[Web page code records]
★ ★ ★ ★ ★ ★ ★
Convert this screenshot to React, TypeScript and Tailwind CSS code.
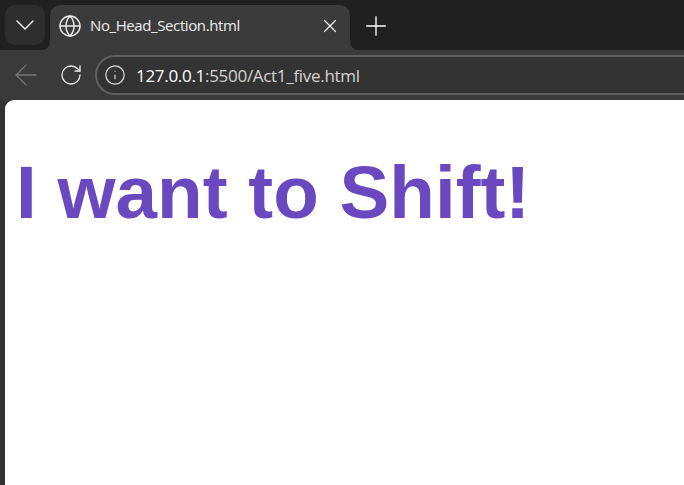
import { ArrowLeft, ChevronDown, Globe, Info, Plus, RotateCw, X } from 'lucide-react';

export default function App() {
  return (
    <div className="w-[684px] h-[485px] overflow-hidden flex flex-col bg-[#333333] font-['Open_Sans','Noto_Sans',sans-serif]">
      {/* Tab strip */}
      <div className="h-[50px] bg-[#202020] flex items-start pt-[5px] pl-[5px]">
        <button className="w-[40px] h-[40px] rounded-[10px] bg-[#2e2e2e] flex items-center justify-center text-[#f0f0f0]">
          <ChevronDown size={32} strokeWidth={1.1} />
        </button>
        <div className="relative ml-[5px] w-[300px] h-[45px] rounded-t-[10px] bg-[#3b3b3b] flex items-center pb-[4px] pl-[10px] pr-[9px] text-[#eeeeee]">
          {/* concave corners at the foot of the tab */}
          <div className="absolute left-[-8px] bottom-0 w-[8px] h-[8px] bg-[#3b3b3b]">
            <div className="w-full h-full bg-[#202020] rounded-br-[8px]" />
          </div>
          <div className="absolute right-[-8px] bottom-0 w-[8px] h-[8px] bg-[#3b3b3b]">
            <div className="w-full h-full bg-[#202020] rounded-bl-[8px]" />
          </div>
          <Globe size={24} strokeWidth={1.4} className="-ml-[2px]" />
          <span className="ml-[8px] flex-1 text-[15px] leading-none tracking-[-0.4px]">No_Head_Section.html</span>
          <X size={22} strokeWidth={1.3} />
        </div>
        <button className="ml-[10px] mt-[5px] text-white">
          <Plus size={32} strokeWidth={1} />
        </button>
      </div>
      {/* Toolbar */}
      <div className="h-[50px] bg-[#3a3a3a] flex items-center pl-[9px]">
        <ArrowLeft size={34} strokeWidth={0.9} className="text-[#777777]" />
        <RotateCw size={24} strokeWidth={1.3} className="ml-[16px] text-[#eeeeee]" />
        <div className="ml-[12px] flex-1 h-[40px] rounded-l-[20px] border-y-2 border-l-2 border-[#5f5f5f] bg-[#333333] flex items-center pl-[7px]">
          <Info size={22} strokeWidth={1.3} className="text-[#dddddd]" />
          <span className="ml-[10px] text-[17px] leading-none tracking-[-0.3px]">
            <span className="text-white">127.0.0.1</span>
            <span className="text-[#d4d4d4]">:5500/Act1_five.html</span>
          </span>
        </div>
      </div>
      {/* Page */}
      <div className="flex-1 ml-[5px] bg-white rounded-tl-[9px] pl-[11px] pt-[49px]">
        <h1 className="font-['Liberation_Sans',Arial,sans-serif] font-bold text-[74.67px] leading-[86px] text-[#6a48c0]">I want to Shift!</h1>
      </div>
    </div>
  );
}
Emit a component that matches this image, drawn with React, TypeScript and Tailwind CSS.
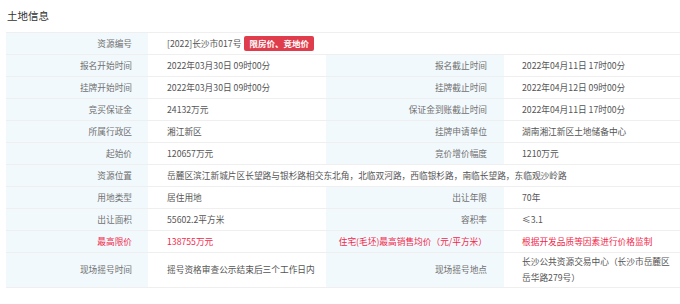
★ ★ ★ ★ ★ ★ ★
## Do this
Copy the records above exactly, from the first line through the line containing "Plus, RotateCw, X", and leave out the pictures.

## Answer for the task
Convert this screenshot to React, TypeScript and Tailwind CSS code.
import { ArrowLeft, ChevronDown, Globe, Info, Plus, RotateCw, X } from 'lucide-react';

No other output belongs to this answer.